In traditional data warehousing, complexity comes in various forms, including time and labor-intensive tasks like creating clusters. Procuring a platform then managing and scaling that platform also takes time and labor, as does managing all of the software components interoperating with the environment.
Mitigating complexity (therefore saving time) is just one of the reasons businesses are turning to the cloud. In fact, we surveyed attendees during a webinar (7 Tips for a Modern Cloud Data Warehouse) we hosted with our data integration partner, Talend, and the results were not surprising. Nearly 40% of attendees indicated that eliminating manual effort and complexity were their top reasons for moving analytic workloads to the cloud.
For on-premises data warehouses, it can take days or weeks to procure hardware, plus weeks or months to get the hardware up and running into production.
For cloud-washed platforms (platforms ported to the cloud), it can take six to eight minutes per node to create and spin up clusters. Factor in more time to secure or validate software licenses and, in some cases, to create a cluster management console (which adds separate costs) and yet more time is added to the process.
As the demand placed on these systems increases, even more time delays occur when you need to scale the environment.
Data Warehouse Technology is Advancing
Snowflake’s data warehouse as a service approach eliminates the costly and time-consuming task of building and managing clusters.
Table 1 highlights the tasks Snowflake handles for you versus the manual efforts typically required with ordinary data warehouses.
Snowflake service is engineered with built-in cloud infrastructure and database management capabilities. Combined, these features enable the service to behave autonomously and with zero management. Because the Snowflake software drives all database operations (including scaling a data warehouse), database administration is not required.
Set it Once and Go Equals Zero-management
Snowflake eliminates complexity and dramatically simplifies management. There are two options for creating a data warehouse in Snowflake and enabling it to auto-scale. Option one, shown below, requires using the Snowflake UI to select the size of the warehouse, name the warehouse, set the number of required clusters to scale, set a scaling performance policy and enable auto-resume.
Option two for setting up a warehouse in Snowflake requires executing the following SQL statement using the Snowflake UI worksheet or a similar notebook tool.
CREATE WAREHOUSE executive_dashboards WITH WAREHOUSE_SIZE = 'MEDIUM' WAREHOUSE_TYPE = 'STANDARD' AUTO_SUSPEND = 300 AUTO_RESUME = TRUE MIN_CLUSTER_COUNT = 1 MAX_CLUSTER_COUNT = 5 SCALING_POLICY = 'STANDARD';
Using the UI will take about 30 seconds to complete, not counting the automatic system warehouse provisioning that follows. This can take an additional few seconds or up to a couple of minutes. If you cut and paste the SQL script above, it takes a matter of seconds to complete the process.

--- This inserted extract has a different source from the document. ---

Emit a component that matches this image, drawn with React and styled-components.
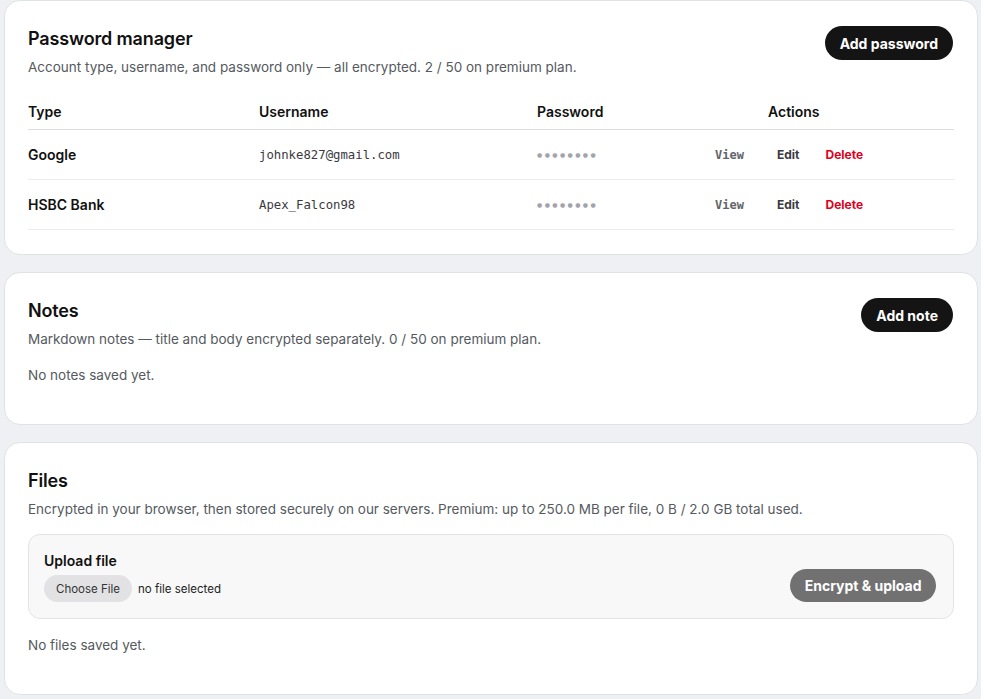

Either option will establish a medium-sized virtual warehouse, with one active cluster set as the default state and up to five active clusters at the ready when you need extra compute capacity. Compute resources will automatically suspend after five minutes of idle activity. This saves cost without you having to terminate the warehouse and unload data.
Snowflake eliminates complexity in other ways. For example, you don’t need Hive, MapReduce, HDFS or Java to work with and query semi-structured data like JSON. You don’t need multiple platforms to join semi-structured data with structured data. And, with live, secure data sharing (no data movement required) you save time, effort and the costs associated with manually duplicating and transferring data. Saving time saves you money.
Make managing clusters a thing of the past
Once set, the Snowflake service takes over and your team is free from manually scaling or managing a data warehouse. Eliminating remedial tasks allows you to focus on higher value activities such as developing and engineering new products.